Согласно понятию о комедии и трагедии, установившемуся еще со времен Аристотеля, роман «Гордость и предубеждение» строится вокруг парных событий: узнавания и перипетии[15]. Героиня узнает что-то о себе, о своем поведении, и в результате ее судьба меняется. Остин основательно переработала эту традиционную модель. В классическом комедийном сюжете двух влюбленных разлучает внешнее препятствие, «блокирующая фигура», олицетворение вечного конфликта отцов и детей: властный отец, ревнивый муж, законы и нравы старомодного, жестокого общества. Остин же переносит эту помеху внутрь героя. И вот мы сами для себя становимся «блокирующими фигурами», от которых идут все наши беды. Мы сами стоим на пути к собственному счастью. Как только Элизабет обретает внутреннюю готовность к счастью, ее перестает волновать мнение старших. Для Остин разум есть избавление, а взросление – истинная свобода.
К таким же выводам пришел и я. Той осенью я сдал квалификационный экзамен; все лето я читал так рьяно, словно под дулом пистолета; жуткую предэкзаменационную ночь я провел без сна, а утром вполз в аудиторию к моим инквизиторам; два часа спустя я вышел оттуда, шатаясь, но с пятеркой. Несколько позже один из профессоров спросил, не планирую ли я вплотную заняться диссертацией.
– Я хотел бы немного передохнуть, – ответил я.
– Отличная идея, – одобрил он. – Пусть мозг расслабится.
– Расслабится? – переспросил я. – Да он просто отключится.
Но на самом деле, у меня уже созрел некий план. Прочитав истории Джейн Остин о взрослении, я решил, что пришла пора подрасти и мне. Я больше не мог оставаться в той замызганной комнате с непонятными соседями, расположенной в той части города, где я обитал с семнадцати лет. И, что самое главное, я не желал больше жить в тени своего отца. Почти все мои друзья к тому времени переехали в центр Нью-Йорка или в Бруклин, и я намеревался последовать их примеру. Найти квартиру, купить настоящую мебель и, в конце концов, начать самостоятельную жизнь.

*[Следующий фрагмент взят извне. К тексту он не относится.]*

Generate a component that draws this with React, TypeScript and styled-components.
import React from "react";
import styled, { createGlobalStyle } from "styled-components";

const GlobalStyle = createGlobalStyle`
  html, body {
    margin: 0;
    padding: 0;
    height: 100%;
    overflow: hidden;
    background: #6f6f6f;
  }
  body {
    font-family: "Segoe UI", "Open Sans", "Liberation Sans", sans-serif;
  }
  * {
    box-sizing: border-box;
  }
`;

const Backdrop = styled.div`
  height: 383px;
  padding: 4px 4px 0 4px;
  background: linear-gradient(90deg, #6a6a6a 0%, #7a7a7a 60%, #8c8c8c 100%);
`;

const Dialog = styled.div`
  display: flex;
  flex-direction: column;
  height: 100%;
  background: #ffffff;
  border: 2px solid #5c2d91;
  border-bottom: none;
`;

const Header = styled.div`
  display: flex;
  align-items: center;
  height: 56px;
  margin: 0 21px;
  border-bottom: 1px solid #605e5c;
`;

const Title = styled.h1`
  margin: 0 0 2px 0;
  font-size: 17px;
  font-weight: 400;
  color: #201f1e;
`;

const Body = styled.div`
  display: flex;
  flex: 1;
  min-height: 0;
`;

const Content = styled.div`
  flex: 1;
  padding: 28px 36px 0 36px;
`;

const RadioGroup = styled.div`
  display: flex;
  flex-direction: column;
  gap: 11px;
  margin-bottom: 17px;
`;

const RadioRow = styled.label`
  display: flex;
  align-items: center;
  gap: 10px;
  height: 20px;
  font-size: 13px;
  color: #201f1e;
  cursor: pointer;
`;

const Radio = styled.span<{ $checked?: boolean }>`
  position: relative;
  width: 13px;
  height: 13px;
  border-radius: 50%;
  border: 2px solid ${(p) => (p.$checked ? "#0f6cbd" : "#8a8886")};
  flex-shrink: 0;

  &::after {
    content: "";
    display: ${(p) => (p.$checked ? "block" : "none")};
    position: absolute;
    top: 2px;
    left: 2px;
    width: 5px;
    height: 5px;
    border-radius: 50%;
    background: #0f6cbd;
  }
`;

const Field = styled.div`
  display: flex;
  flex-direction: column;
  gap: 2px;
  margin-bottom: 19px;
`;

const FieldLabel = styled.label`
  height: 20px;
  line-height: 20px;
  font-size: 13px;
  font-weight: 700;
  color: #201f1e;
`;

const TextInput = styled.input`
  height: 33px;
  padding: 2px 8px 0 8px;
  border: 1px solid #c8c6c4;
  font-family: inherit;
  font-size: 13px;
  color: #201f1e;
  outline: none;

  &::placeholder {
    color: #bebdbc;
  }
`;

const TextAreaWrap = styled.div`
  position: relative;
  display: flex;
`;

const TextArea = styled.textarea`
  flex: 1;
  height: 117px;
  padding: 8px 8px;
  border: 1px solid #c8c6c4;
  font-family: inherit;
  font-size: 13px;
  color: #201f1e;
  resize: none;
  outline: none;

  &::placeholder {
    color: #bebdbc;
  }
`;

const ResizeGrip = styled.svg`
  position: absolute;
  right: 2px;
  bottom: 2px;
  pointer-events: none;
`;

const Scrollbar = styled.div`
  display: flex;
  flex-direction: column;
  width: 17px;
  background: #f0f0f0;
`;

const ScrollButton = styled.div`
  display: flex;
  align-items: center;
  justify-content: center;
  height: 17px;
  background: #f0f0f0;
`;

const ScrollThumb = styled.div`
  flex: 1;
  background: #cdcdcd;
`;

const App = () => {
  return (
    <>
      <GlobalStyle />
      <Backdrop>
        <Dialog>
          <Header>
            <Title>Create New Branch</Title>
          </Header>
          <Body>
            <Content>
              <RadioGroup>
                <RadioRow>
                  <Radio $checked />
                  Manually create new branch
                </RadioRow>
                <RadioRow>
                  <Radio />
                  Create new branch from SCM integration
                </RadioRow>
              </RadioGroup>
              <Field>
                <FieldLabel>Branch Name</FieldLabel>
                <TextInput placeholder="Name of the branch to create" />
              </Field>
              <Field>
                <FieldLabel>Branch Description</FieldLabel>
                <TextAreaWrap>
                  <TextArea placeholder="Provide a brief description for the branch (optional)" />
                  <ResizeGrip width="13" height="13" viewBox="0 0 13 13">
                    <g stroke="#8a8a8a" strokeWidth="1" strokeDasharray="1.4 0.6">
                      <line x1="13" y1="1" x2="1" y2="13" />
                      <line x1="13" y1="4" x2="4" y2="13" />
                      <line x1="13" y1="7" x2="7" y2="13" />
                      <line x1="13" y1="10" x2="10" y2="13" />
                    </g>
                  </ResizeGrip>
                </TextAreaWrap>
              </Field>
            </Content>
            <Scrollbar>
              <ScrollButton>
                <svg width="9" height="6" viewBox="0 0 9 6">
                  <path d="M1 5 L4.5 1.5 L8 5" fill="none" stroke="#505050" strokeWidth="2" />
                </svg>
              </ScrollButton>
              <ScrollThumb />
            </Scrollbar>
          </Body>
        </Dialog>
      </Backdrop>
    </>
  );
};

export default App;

На следующий день после экзамена отец пригласил меня пообедать; мы пошли в клуб при факультете, ведь нам было что отпраздновать. За порцией запеченной семги я рассказал ему об экзамене, но, как только упомянул о дальнейших планах, отец резко помрачнел. Такие перспективы пришлись ему не по душе. «Будешь тратить там гораздо больше», – тут же предупредил он. Но я понимал, что дело не в этом. Да, расходов будет больше, но ненамного. Отец же хотел, пользуясь своими связями в университете, перевести меня в другое общежитие; он снова рвался решить за меня мою проблему (ему так казалось), а это обошлось бы мне гораздо дороже.
На самом деле речь шла не о деньгах. И отец это отлично понимал, хотя ни за что не признался бы вслух. Я не просто переезжал в другой район, я покидал его. А он не хотел меня отпускать. Бруклин? Какой еще Бруклин? В Бруклине он жил, когда только приехал в США накануне войны. Это стартовая площадка, откуда уезжают, но уж никак не возвращаются туда. Кому и зачем вообще может прийти в голову туда переехать?
Я знал зачем. Переезд в Бруклин мог стать огромной ошибкой; пусть так, но это будет моя собственная ошибка. Мне надоело быть ребенком, я устал бояться – бояться провалов, бояться разочаровать отца своими провалами. Я был сыт по горло этой затянувшейся драмой о порицании и неповиновении, об опеке и протесте. Я был готов к новой главе своей жизни. Как и Элизабет Беннет, я наконец обрел свободу.